## PROVIDED RECORDS
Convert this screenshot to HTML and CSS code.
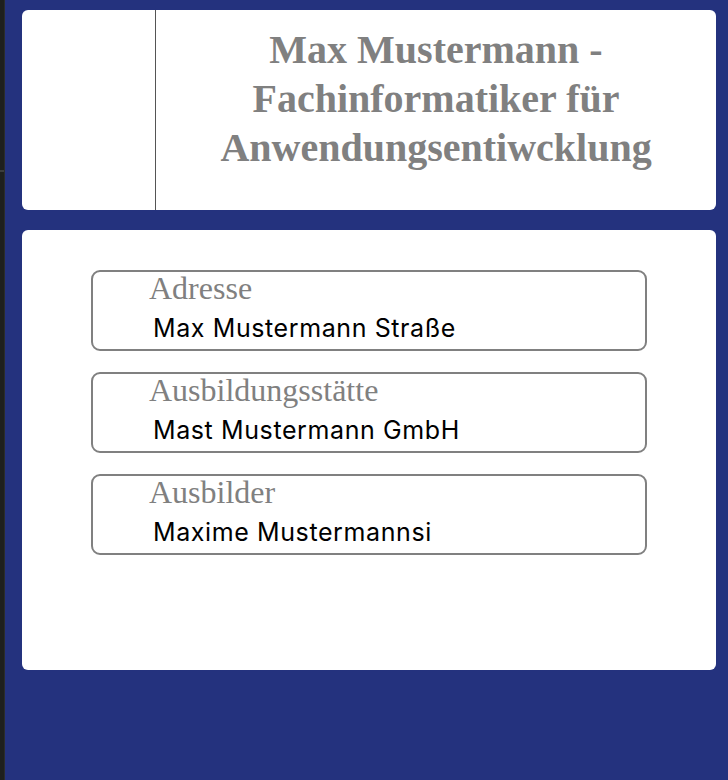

---

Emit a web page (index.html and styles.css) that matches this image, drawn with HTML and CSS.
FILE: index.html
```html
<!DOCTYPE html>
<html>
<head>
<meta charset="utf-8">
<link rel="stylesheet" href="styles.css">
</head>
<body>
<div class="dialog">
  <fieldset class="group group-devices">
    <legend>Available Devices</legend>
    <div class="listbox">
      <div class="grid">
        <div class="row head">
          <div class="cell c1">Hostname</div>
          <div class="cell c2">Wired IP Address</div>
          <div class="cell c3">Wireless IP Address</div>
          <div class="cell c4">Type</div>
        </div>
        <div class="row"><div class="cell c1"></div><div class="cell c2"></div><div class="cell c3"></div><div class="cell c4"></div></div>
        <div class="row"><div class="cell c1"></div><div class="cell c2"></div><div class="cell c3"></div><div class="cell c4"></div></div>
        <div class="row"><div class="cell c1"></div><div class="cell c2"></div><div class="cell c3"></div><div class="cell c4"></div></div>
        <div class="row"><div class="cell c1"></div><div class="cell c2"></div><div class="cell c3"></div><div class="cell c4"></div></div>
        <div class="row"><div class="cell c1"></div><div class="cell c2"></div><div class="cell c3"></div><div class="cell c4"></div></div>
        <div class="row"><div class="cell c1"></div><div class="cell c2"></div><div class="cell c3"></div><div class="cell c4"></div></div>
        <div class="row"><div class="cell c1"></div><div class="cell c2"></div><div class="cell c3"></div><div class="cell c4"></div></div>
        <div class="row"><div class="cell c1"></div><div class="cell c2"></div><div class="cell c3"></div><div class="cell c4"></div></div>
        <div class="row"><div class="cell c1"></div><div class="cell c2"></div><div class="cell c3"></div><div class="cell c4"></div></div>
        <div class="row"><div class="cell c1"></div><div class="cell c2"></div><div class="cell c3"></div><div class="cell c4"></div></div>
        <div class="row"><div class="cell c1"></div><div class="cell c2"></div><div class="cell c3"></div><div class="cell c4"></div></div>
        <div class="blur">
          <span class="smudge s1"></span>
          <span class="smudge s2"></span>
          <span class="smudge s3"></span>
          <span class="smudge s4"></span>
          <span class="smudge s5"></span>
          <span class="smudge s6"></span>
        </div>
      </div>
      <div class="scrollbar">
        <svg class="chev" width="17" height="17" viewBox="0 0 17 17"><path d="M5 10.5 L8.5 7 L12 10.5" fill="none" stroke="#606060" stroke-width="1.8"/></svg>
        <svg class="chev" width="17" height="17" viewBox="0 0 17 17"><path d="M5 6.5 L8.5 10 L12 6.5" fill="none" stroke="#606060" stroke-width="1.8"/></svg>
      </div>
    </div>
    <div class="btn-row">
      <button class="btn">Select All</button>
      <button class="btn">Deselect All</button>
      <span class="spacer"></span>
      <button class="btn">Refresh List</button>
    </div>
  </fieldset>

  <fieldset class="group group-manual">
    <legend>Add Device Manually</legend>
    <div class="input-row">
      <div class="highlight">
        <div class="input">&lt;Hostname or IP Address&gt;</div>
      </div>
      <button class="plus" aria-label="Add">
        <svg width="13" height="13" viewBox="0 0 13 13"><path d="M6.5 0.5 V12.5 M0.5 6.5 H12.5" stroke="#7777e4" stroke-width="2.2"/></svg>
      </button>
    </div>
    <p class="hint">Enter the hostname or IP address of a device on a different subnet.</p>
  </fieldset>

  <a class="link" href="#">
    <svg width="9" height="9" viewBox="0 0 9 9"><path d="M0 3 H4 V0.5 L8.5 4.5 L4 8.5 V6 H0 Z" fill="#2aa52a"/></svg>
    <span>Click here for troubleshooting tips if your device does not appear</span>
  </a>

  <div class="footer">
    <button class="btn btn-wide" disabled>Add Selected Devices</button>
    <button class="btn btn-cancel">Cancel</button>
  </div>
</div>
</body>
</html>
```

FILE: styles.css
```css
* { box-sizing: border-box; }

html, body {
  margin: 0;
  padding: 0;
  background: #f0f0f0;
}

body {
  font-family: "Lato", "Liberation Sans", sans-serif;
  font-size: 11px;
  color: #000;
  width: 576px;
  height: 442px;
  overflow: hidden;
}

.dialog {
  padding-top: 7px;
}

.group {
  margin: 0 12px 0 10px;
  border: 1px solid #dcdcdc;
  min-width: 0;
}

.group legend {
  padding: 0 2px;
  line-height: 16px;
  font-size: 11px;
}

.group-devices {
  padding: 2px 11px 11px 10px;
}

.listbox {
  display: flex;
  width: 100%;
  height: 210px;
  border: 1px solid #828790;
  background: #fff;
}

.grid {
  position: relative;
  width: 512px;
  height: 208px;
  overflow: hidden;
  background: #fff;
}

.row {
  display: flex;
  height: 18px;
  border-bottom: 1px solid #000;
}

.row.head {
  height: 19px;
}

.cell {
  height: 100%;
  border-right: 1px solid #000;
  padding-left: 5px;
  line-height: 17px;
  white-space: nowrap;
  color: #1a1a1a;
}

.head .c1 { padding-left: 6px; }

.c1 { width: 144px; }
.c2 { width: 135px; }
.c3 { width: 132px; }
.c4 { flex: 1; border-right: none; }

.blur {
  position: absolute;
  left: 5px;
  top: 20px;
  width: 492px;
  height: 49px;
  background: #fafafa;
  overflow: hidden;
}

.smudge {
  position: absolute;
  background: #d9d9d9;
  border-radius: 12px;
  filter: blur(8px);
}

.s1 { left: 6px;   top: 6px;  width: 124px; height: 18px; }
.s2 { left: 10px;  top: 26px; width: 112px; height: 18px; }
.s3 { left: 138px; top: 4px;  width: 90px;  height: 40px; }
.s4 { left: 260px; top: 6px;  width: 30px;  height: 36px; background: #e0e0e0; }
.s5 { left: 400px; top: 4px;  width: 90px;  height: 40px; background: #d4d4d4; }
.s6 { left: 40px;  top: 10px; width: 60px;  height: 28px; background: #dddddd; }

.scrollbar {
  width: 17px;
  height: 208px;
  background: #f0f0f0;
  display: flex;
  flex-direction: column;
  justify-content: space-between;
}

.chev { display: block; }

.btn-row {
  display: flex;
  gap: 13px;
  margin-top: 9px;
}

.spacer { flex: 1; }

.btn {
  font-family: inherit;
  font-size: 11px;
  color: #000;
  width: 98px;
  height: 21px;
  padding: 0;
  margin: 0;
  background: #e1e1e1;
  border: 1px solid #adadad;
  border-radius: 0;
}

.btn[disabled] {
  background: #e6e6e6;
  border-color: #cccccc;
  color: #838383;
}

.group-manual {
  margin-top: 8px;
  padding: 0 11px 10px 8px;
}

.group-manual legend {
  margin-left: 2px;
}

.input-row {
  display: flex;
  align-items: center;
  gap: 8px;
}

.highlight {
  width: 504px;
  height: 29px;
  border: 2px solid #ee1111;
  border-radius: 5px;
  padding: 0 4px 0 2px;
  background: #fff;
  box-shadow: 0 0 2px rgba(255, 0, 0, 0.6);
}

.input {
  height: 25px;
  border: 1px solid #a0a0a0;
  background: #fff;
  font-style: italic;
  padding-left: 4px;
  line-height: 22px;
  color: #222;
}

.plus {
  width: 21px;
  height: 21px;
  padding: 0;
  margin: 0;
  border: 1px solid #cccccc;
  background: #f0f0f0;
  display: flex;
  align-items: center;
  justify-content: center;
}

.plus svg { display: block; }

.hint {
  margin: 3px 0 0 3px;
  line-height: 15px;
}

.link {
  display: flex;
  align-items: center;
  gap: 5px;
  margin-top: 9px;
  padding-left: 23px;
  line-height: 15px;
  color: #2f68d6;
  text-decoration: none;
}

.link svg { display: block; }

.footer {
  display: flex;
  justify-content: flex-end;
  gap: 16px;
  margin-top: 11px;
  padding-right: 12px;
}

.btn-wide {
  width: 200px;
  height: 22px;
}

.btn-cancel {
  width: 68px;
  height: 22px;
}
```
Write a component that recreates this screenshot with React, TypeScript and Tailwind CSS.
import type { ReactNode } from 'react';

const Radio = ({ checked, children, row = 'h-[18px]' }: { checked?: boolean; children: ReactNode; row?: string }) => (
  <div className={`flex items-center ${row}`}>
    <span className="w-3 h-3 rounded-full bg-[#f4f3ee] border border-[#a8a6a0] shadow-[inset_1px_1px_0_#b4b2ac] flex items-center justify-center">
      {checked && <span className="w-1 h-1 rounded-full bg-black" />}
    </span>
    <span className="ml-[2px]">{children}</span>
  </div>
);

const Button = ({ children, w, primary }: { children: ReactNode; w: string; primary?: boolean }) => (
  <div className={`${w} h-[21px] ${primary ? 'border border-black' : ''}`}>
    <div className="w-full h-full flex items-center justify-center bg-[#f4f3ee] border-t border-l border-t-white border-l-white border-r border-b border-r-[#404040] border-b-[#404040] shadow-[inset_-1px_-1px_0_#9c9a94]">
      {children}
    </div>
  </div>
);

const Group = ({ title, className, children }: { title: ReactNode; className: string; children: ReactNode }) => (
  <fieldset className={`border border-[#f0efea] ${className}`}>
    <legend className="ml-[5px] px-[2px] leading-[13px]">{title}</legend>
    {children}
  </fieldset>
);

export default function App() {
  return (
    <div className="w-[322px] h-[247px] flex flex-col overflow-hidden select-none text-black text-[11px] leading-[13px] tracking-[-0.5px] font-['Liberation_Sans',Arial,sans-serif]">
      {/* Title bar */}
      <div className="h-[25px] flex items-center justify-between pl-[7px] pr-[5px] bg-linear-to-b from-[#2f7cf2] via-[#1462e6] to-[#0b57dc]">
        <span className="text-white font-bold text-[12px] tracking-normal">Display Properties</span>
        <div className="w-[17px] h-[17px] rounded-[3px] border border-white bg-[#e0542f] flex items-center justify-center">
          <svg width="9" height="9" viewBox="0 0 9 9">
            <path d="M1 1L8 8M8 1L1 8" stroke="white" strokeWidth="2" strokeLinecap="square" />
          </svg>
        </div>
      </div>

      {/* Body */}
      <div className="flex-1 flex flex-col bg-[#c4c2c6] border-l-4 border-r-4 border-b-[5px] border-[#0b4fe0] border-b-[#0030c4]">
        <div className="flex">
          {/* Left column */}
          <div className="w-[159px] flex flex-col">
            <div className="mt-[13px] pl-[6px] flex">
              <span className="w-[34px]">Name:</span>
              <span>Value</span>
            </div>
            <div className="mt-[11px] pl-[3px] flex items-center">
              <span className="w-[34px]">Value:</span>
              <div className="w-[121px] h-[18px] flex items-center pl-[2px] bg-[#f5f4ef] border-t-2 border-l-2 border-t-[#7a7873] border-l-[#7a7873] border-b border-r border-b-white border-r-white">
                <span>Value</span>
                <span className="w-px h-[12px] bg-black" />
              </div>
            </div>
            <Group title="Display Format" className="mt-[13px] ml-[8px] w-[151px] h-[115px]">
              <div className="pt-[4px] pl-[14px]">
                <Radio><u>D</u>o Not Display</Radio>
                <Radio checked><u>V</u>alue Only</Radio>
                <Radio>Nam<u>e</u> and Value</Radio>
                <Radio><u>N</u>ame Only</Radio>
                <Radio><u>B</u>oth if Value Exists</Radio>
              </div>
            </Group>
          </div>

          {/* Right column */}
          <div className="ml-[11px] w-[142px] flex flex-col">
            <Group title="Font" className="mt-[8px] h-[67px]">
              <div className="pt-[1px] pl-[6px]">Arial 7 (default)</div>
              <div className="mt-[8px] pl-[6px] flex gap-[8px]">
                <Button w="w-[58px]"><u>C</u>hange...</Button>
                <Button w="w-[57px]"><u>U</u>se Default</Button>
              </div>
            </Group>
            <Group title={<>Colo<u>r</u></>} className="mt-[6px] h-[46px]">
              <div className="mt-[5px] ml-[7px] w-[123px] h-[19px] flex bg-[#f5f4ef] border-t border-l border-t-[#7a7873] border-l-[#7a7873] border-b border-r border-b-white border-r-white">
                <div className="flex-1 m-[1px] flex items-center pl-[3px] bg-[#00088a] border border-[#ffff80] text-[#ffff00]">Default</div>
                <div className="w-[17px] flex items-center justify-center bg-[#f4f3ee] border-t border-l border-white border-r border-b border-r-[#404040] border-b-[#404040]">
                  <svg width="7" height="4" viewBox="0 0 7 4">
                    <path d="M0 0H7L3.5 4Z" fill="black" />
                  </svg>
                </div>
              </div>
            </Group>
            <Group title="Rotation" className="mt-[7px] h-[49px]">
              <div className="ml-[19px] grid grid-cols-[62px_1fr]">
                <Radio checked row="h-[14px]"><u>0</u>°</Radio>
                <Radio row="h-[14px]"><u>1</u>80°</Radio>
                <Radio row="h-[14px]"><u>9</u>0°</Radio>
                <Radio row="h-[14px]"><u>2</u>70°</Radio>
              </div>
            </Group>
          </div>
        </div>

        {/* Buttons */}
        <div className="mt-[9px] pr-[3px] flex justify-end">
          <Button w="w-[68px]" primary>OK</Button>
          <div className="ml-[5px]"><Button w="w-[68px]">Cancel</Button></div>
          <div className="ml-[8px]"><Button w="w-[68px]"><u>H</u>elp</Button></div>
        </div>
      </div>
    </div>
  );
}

## GOAL
Select the lines in this material that hold the word "styles", leaving none out.

## COMPLETE OUTPUT
Emit a web page (index.html and styles.css) that matches this image, drawn with HTML and CSS.
<link rel="stylesheet" href="styles.css">
FILE: styles.css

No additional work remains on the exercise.